Renovation relic: Man finds hominin jawbone in parents’ travertine kitchen tile

Ars Technica » Scientific Method 2024-04-18

closeup of fossilized jawbone in a piece of travertine tile

Enlarge / Reddit user Kidipadeli75 spotted a fossilized hominin jawbone in his parents' new travertine kitchen tile. (credit: Reddit user Kidipadeli75)

Ah, Reddit! It's a constant source of amazing stories that sound too good to be true... and yet! The latest example comes to us from a user named Kidipadeli75, a dentist who visited his parents after the latter's kitchen renovation and noticed what appeared to be a human-like jawbone embedded in the new travertine tile. Naturally, he posted a photograph to Reddit seeking advice and input. And Reddit was happy to oblige.

User MAJOR_Blarg, for instance, is a dentist "with forensic odontology training" and offered the following:

While all old-world monkeys, apes, and hominids share the same dental formula, 2-1-2-3, and the individual molars and premolars can look similar, the specific spacing in the mandible itself is very specifically and characteristically human, or at least related and very recent hominid relative/ancestor. Most likely human given the success of the proliferation of H.s. and the (relatively) rapid formation of travertine.

Against modern Homo sapiens, which may not be entirely relevant, the morphology of the mandible is likely not northern European, but more similar to African, middle Eastern, mainland Asian.

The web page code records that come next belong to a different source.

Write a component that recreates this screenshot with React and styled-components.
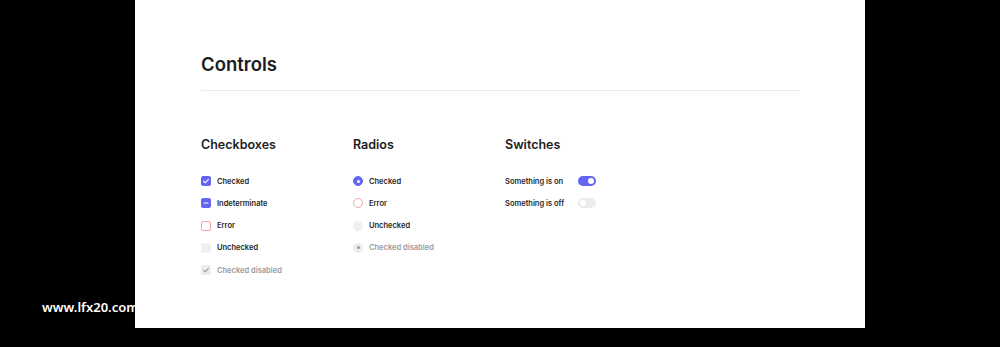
import React from 'react';
import styled, { createGlobalStyle } from 'styled-components';

const GlobalStyle = createGlobalStyle`
  html, body {
    margin: 0;
    padding: 0;
    background: #000;
  }
  body {
    font-family: Inter, "Noto Sans", sans-serif;
  }
`;

const accent = '#6466f1';

const Stage = styled.div`
  position: relative;
  width: 1000px;
  height: 347px;
  background: #000;
  overflow: hidden;
`;

const Panel = styled.div`
  margin-left: 135px;
  width: 730px;
  height: 328px;
  background: #fff;
  box-sizing: border-box;
  padding: 52px 65px 0 66px;
`;

const Title = styled.h1`
  margin: 0;
  font-size: 18.5px;
  line-height: 24px;
  font-weight: 600;
  color: #1c1c1e;
`;

const Divider = styled.hr`
  margin: 14px 0 0;
  border: 0;
  height: 1px;
  background: #ebebeb;
`;

const Columns = styled.div`
  display: grid;
  grid-template-columns: 152px 152px 152px;
  margin-top: 45px;
`;

const Column = styled.section`
  display: flex;
  flex-direction: column;
`;

const Heading = styled.h2`
  margin: 0 0 16px;
  font-size: 12.5px;
  line-height: 18px;
  font-weight: 600;
  color: #1c1c1e;
`;

const Row = styled.div`
  display: flex;
  align-items: center;
  height: 22.25px;
  gap: 6px;
`;

const Label = styled.span`
  font-size: 7.5px;
  font-weight: 600;
  color: ${p => (p.$disabled ? '#9c9c9c' : '#262628')};
  width: ${p => (p.$fixed ? '67px' : 'auto')};
`;

const boxColors = {
  checked: { bg: accent, border: accent },
  indeterminate: { bg: accent, border: accent },
  error: { bg: '#fff', border: '#f0a5ab' },
  unchecked: { bg: '#f0f0f0', border: '#f0f0f0' },
  disabled: { bg: '#ececec', border: '#ececec' },
};

const Box = styled.span`
  width: 10px;
  height: 10px;
  box-sizing: border-box;
  border-radius: 2px;
  border: 1px solid ${p => boxColors[p.$state].border};
  background: ${p => boxColors[p.$state].bg};
  display: flex;
  align-items: center;
  justify-content: center;
`;

const Circle = styled.span`
  width: 10px;
  height: 10px;
  box-sizing: border-box;
  border-radius: 50%;
  border: 1px solid ${p => boxColors[p.$state].border};
  background: ${p => boxColors[p.$state].bg};
  display: flex;
  align-items: center;
  justify-content: center;

  &::after {
    content: '';
    display: ${p => (p.$state === 'checked' || p.$state === 'disabled' ? 'block' : 'none')};
    width: 3px;
    height: 3px;
    border-radius: 50%;
    background: ${p => (p.$state === 'disabled' ? '#9a9a9a' : '#fff')};
  }
`;

const Track = styled.span`
  position: relative;
  width: 18px;
  height: 10px;
  border-radius: 5px;
  background: ${p => (p.$on ? accent : '#ececec')};

  &::after {
    content: '';
    position: absolute;
    top: 2px;
    left: ${p => (p.$on ? '10px' : '2px')};
    width: 6px;
    height: 6px;
    border-radius: 50%;
    background: #fff;
  }
`;

const Watermark = styled.div`
  position: absolute;
  left: 42px;
  top: 298px;
  font-family: "Noto Sans", sans-serif;
  font-size: 13px;
  font-weight: 600;
  line-height: 18px;
  color: #fff;
`;

const Tick = ({ color }) => (
  <svg width="8" height="8" viewBox="0 0 8 8">
    <path d="M1.6 4.2 L3.2 5.8 L6.4 2.3" fill="none" stroke={color} strokeWidth="1.1" strokeLinecap="round" strokeLinejoin="round" />
  </svg>
);

const Dash = () => (
  <svg width="8" height="8" viewBox="0 0 8 8">
    <path d="M2 4 H6" stroke="#fff" strokeWidth="1.2" strokeLinecap="round" />
  </svg>
);

const checkboxes = [
  { state: 'checked', label: 'Checked' },
  { state: 'indeterminate', label: 'Indeterminate' },
  { state: 'error', label: 'Error' },
  { state: 'unchecked', label: 'Unchecked' },
  { state: 'disabled', label: 'Checked disabled' },
];

const radios = [
  { state: 'checked', label: 'Checked' },
  { state: 'error', label: 'Error' },
  { state: 'unchecked', label: 'Unchecked' },
  { state: 'disabled', label: 'Checked disabled' },
];

const switches = [
  { on: true, label: 'Something is on' },
  { on: false, label: 'Something is off' },
];

const App = () => (
  <Stage>
    <GlobalStyle />
    <Panel>
      <Title>Controls</Title>
      <Divider />
      <Columns>
        <Column>
          <Heading>Checkboxes</Heading>
          {checkboxes.map(c => (
            <Row key={c.label}>
              <Box $state={c.state}>
                {c.state === 'checked' && <Tick color="#fff" />}
                {c.state === 'disabled' && <Tick color="#9a9a9a" />}
                {c.state === 'indeterminate' && <Dash />}
              </Box>
              <Label $disabled={c.state === 'disabled'}>{c.label}</Label>
            </Row>
          ))}
        </Column>
        <Column>
          <Heading>Radios</Heading>
          {radios.map(r => (
            <Row key={r.label}>
              <Circle $state={r.state} />
              <Label $disabled={r.state === 'disabled'}>{r.label}</Label>
            </Row>
          ))}
        </Column>
        <Column>
          <Heading>Switches</Heading>
          {switches.map(s => (
            <Row key={s.label}>
              <Label $fixed>{s.label}</Label>
              <Track $on={s.on} />
            </Row>
          ))}
        </Column>
      </Columns>
    </Panel>
    <Watermark>www.lfx20.com</Watermark>
  </Stage>
);

export default App;
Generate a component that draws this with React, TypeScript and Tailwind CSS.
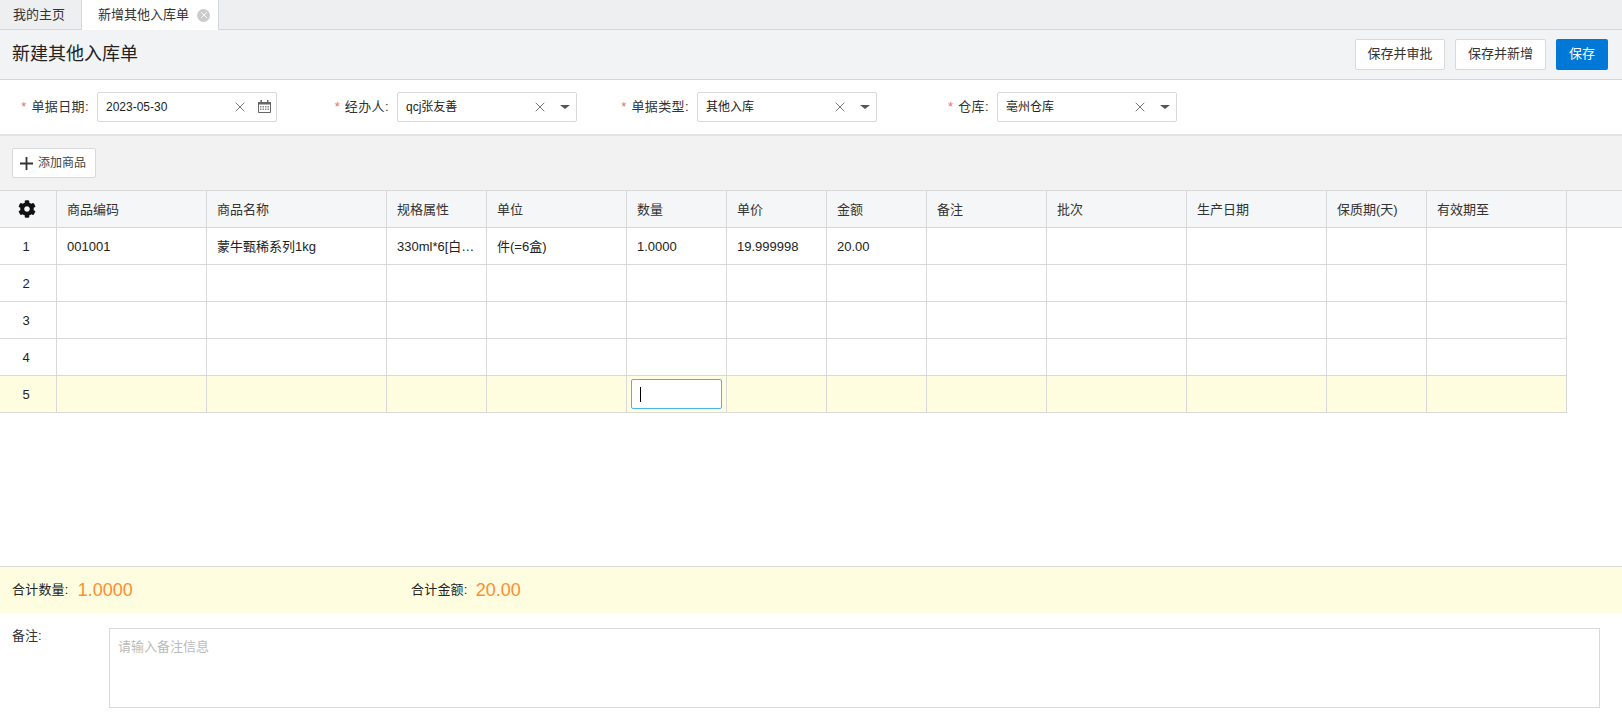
import React from 'react';
import { X } from 'lucide-react';
import { FaCog } from 'react-icons/fa';

const font = "font-['Liberation_Sans','Noto_Sans_CJK_SC',sans-serif]";

const columns = [
  { label: '', width: 'w-[57px]' },
  { label: '商品编码', width: 'w-[150px]' },
  { label: '商品名称', width: 'w-[180px]' },
  { label: '规格属性', width: 'w-[100px]' },
  { label: '单位', width: 'w-[140px]' },
  { label: '数量', width: 'w-[100px]' },
  { label: '单价', width: 'w-[100px]' },
  { label: '金额', width: 'w-[100px]' },
  { label: '备注', width: 'w-[120px]' },
  { label: '批次', width: 'w-[140px]' },
  { label: '生产日期', width: 'w-[140px]' },
  { label: '保质期(天)', width: 'w-[100px]' },
  { label: '有效期至', width: 'w-[140px]' },
];

const firstRow = ['001001', '蒙牛甄稀系列1kg', '330ml*6[白…', '件(=6盒)', '1.0000', '19.999998', '20.00', '', '', '', '', ''];

function CalendarIcon() {
  return (
    <svg width="13" height="13" viewBox="0 0 13 13" className="text-[#666]">
      <path d="M.5 2.5h12v10H.5z" fill="none" stroke="currentColor" />
      <path d="M0 2h13v2.5H0zM2.5 0h1.5v2H2.5zM9 0h1.5v2H9z" fill="currentColor" />
      <path d="M2 6h1.5v1.5H2zM4.5 6H6v1.5H4.5zM7 6h1.5v1.5H7zM9.5 6H11v1.5H9.5zM2 8.5h1.5V10H2zM4.5 8.5H6V10H4.5zM7 8.5h1.5V10H7zM9.5 8.5H11V10H9.5z" fill="currentColor" opacity="0.75" />
    </svg>
  );
}

function Field({ label, value, date }: { label: string; value: string; date?: boolean }) {
  return (
    <div className="flex w-[300px] items-center">
      <label className="flex w-[97px] items-center justify-end pr-2 text-[13px] text-[#333]">
        <span className="mr-[5px] text-[#f56c6c]">*</span>
        <span className="tracking-[0.4px]">{label}:</span>
      </label>
      <div className="flex h-[30px] w-[180px] items-center rounded-[2px] border border-[#d9d9d9] bg-white pl-2 text-[12px] text-[#222]">
        <span className="flex-1">{value}</span>
        <X size={16} strokeWidth={1.2} className="mr-[5px] text-[#555]" />
        <span className="flex w-[23px] justify-center">
          {date ? <CalendarIcon /> : <span className="h-0 w-0 border-x-[5px] border-t-[4px] border-x-transparent border-t-[#555]" />}
        </span>
      </div>
    </div>
  );
}

function Row({ num, active, values }: { num: number; active?: boolean; values?: string[] }) {
  return (
    <div className={`flex h-[37px] w-[1567px] border-b border-[#d9d9d9] text-[13px] text-[#222] ${active ? 'bg-[#fffde0]' : 'bg-white'}`}>
      {columns.map((col, i) => (
        <div key={i} className={`${col.width} flex items-center border-r border-[#d9d9d9] ${i === 0 ? 'justify-center pr-[4px]' : 'px-[10px]'} ${active && i === 5 ? '!px-[4px]' : ''}`}>
          <span className="pt-[2px]">{i === 0 ? num : values ? values[i - 1] : ''}</span>
          {active && i === 5 && (
            <div className="flex h-[30px] w-full items-center rounded-[2px] border border-[#4db3f0] bg-white pl-2">
              <span className="h-[15px] w-px bg-black" />
            </div>
          )}
        </div>
      ))}
    </div>
  );
}

export default function App() {
  return (
    <div className={`flex h-[713px] w-full flex-col overflow-hidden bg-white ${font}`}>
      <div className="flex h-[30px] border-b border-[#d4d6d9] bg-[#eeeff1] text-[13px] text-[#333]">
        <div className="flex w-[82px] items-center border-r border-[#d4d6d9] pl-[13px]">我的主页</div>
        <div className="-mb-px flex w-[137px] items-center gap-2 border-r border-[#d4d6d9] bg-white pl-[16px]">
          新增其他入库单
          <span className="flex h-[13px] w-[13px] items-center justify-center rounded-full bg-[#ccc]">
            <X size={10} strokeWidth={2} className="text-white" />
          </span>
        </div>
      </div>

      <div className="flex h-[50px] items-center justify-between border-b border-[#d4d6d9] bg-[#f2f3f5] pl-3 pr-[14px]">
        <h1 className="text-[18px] font-normal text-[#222]">新建其他入库单</h1>
        <div className="flex gap-[10px] text-[13px] leading-none">
          <button className="h-[31px] w-[90px] rounded-[2px] border border-[#d9d9d9] bg-white pb-[2px] text-[#333]">保存并审批</button>
          <button className="h-[31px] w-[91px] rounded-[2px] border border-[#d9d9d9] bg-white pb-[2px] text-[#333]">保存并新增</button>
          <button className="h-[31px] w-[52px] rounded-[2px] bg-[#0078d7] pb-[2px] text-white">保存</button>
        </div>
      </div>

      <div className="flex h-[56px] items-center border-b-2 border-[#e2e2e2] pb-[3px] pt-[2px]">
        <Field label="单据日期" value="2023-05-30" date />
        <Field label="经办人" value="qcj张友善" />
        <Field label="单据类型" value="其他入库" />
        <Field label="仓库" value="亳州仓库" />
      </div>

      <div className="flex h-[54px] items-start bg-[#f2f2f2] px-3 pt-3">
        <button className="flex h-[30px] w-[84px] items-center justify-center gap-[5px] rounded-[2px] border border-[#d9d9d9] bg-white pr-[2px] text-[12px] text-[#444]">
          <svg width="13" height="13" viewBox="0 0 13 13" className="text-[#333]">
            <path d="M5.6 0h1.8v5.6H13v1.8H7.4V13H5.6V7.4H0V5.6h5.6z" fill="currentColor" />
          </svg>
          添加商品
        </button>
      </div>

      <div className="flex h-[38px] border-y border-[#d9d9d9] bg-[#f5f6f8] text-[13px] text-[#333]">
        {columns.map((col, i) => (
          <div key={i} className={`${col.width} flex items-center border-r border-[#d9d9d9] ${i === 0 ? 'justify-center pr-[3px]' : 'px-[10px]'}`}>
            {i === 0 ? <FaCog size={18} className="text-[#111]" /> : <span className="pt-[2px]">{col.label}</span>}
          </div>
        ))}
      </div>
      <Row num={1} values={firstRow} />
      <Row num={2} />
      <Row num={3} />
      <Row num={4} />
      <Row num={5} active />

      <div className="flex-1" />

      <div className="flex h-[47px] items-center border-t border-[#d9d9d9] bg-[#fffde0] pl-3 text-[13px] text-[#222]">
        <div className="flex w-[399px] items-center">
          <span className="tracking-[0.2px]">合计数量:</span><span className="ml-[9px] text-[18px] text-[#ff8c2e]">1.0000</span>
        </div>
        <div className="flex items-center">
          <span className="tracking-[0.2px]">合计金额:</span><span className="ml-[8px] text-[18px] text-[#ff8c2e]">20.00</span>
        </div>
      </div>

      <div className="flex h-[100px] pl-3 pr-[22px] pt-[15px] text-[13px] text-[#333]">
        <label className="-mt-[2px] w-[97px]">备注:</label>
        <div className="h-[80px] flex-1 border border-[#d9d9d9] px-2 py-2 text-[#bbb]">请输入备注信息</div>
      </div>
    </div>
  );
}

Another user, deamatrona, who claims to hold an anthropology degree, also thought the dentition looked Asiatic, "which could be a significant find." The thread also drew the attention of John Hawks, an anthropologist at the University of Wisconsin–Madison and longtime science blogger who provided some valuable context on his own website. (Hawks has been involved with the team that discovered Homo naledi at the Rising Star cave system in 2013.)